Fear of Death

Oct 18, 2005 02:00

Life. Death. Pall Bearer.

My Great grandmother passed away on Thursday. She was 87, she went in her sleep. The last time I saw her was about 5 years ago. I feel really bad about that. But that's not what has been on my mind. It was an open casket wake. Seeing her there in the casket, really made me think about my life. I don't want to get old. I don't want to die. I want to be remembered when I go by everyone. I don't mean the people I know, I mean the world. And for good things, not the shit I've done in the past. I was told I was a pall bearer(the person who carries the casket). I know how you feel Greg. But apperently teor has been a bunch of people dying. I want to send out my deepest condolences. I have never seen my grandfather cry before I almost started to as well.

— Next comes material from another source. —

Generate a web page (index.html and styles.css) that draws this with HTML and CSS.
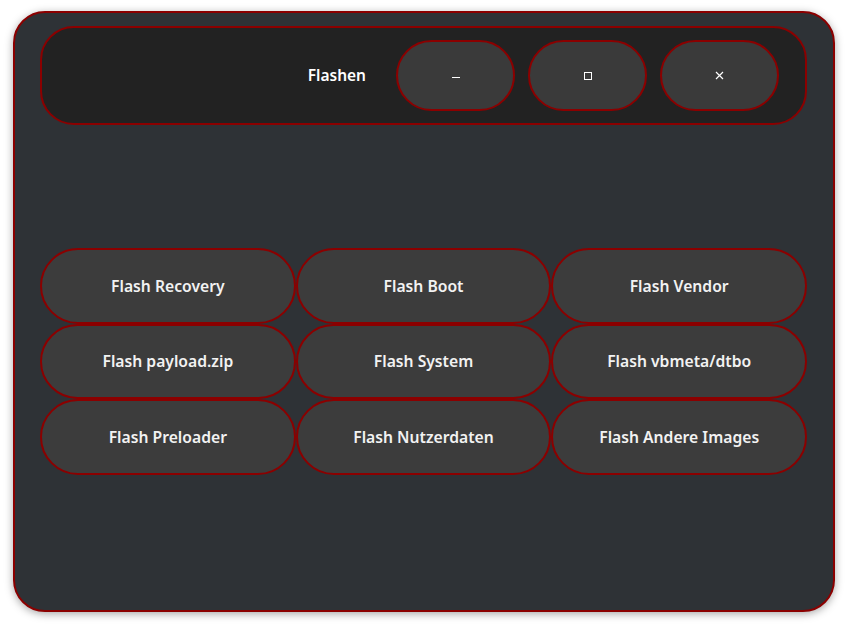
FILE: index.html
```html
<!DOCTYPE html>
<html>
<head>
<meta charset="utf-8">
<link rel="stylesheet" href="styles.css">
</head>
<body>
<div class="window">
  <div class="header">
    <div class="title">Flashen</div>
    <div class="controls">
      <button class="ctl"><span class="min"></span></button>
      <button class="ctl"><span class="max"></span></button>
      <button class="ctl"><svg class="close" width="9" height="9" viewBox="0 0 9 9"><path d="M1 1L8 8M8 1L1 8" stroke="#fff" stroke-width="1.2"/></svg></button>
    </div>
  </div>
  <div class="grid">
    <button class="btn">Flash Recovery</button>
    <button class="btn">Flash Boot</button>
    <button class="btn">Flash Vendor</button>
    <button class="btn">Flash payload.zip</button>
    <button class="btn">Flash System</button>
    <button class="btn">Flash vbmeta/dtbo</button>
    <button class="btn">Flash Preloader</button>
    <button class="btn">Flash Nutzerdaten</button>
    <button class="btn">Flash Andere Images</button>
  </div>
</div>
</body>
</html>
```

FILE: styles.css
```css
html, body {
  margin: 0;
  padding: 0;
  background: #ffffff;
}
body {
  font-family: "Noto Sans", "DejaVu Sans", sans-serif;
  width: 848px;
  height: 629px;
  overflow: hidden;
}
.window {
  box-sizing: border-box;
  margin: 11px 0 0 13px;
  width: 822px;
  height: 601px;
  background: #2e3236;
  border: 2px solid #8b0000;
  border-radius: 32px;
  box-shadow: 0 2px 8px rgba(0,0,0,0.35);
  padding: 13px 26px 0 25px;
}
.header {
  box-sizing: border-box;
  height: 99px;
  background: #222222;
  border: 2px solid #8b0000;
  border-radius: 34px;
  display: flex;
  align-items: center;
  justify-content: flex-end;
  padding: 0 26px 0 0;
}
.title {
  color: #ffffff;
  font-weight: 600;
  font-size: 15.5px;
  margin-right: 30px;
  margin-bottom: 2px;
}
.controls {
  display: flex;
  gap: 13px;
}
.ctl {
  box-sizing: border-box;
  width: 119px;
  height: 71px;
  background: #3a3a3a;
  border: 2px solid #8b0000;
  border-radius: 36px;
  display: flex;
  align-items: center;
  justify-content: center;
  padding: 0;
}
.min {
  display: block;
  width: 8px;
  height: 1px;
  background: #ffffff;
  margin-top: 4px;
}
.max {
  display: block;
  width: 6px;
  height: 6px;
  border: 1px solid #ffffff;
}
.grid {
  margin-top: 123px;
  display: grid;
  grid-template-columns: repeat(3, 1fr);
  grid-template-rows: repeat(3, 75.67px);
  gap: 0;
}
.btn {
  box-sizing: border-box;
  height: 100%;
  background: #3c3c3c;
  border: 2px solid #8b0000;
  border-radius: 38px;
  color: #f2f2f2;
  font-family: "Noto Sans", "DejaVu Sans", sans-serif;
  font-weight: 600;
  font-size: 15.7px;
  padding: 0;
}
```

E. Bernice Sparks-Chase R.I.P.

Lately, I have been pretty down. More or less cause I feel unloved. But what's new? I know this all sounds the same. I don't talk to any of my friends anymore. I always work. I am having a halloween party. I want you all to attend. I will give the details later. I want to quit smoking by the end of the month. I think I can do it. I want to start my band back up. I need to start writing again. Harmless Sin. An life time of sins, in a 3 min song.

Plans for college are seemingly starting to become more solid. But music is my soul.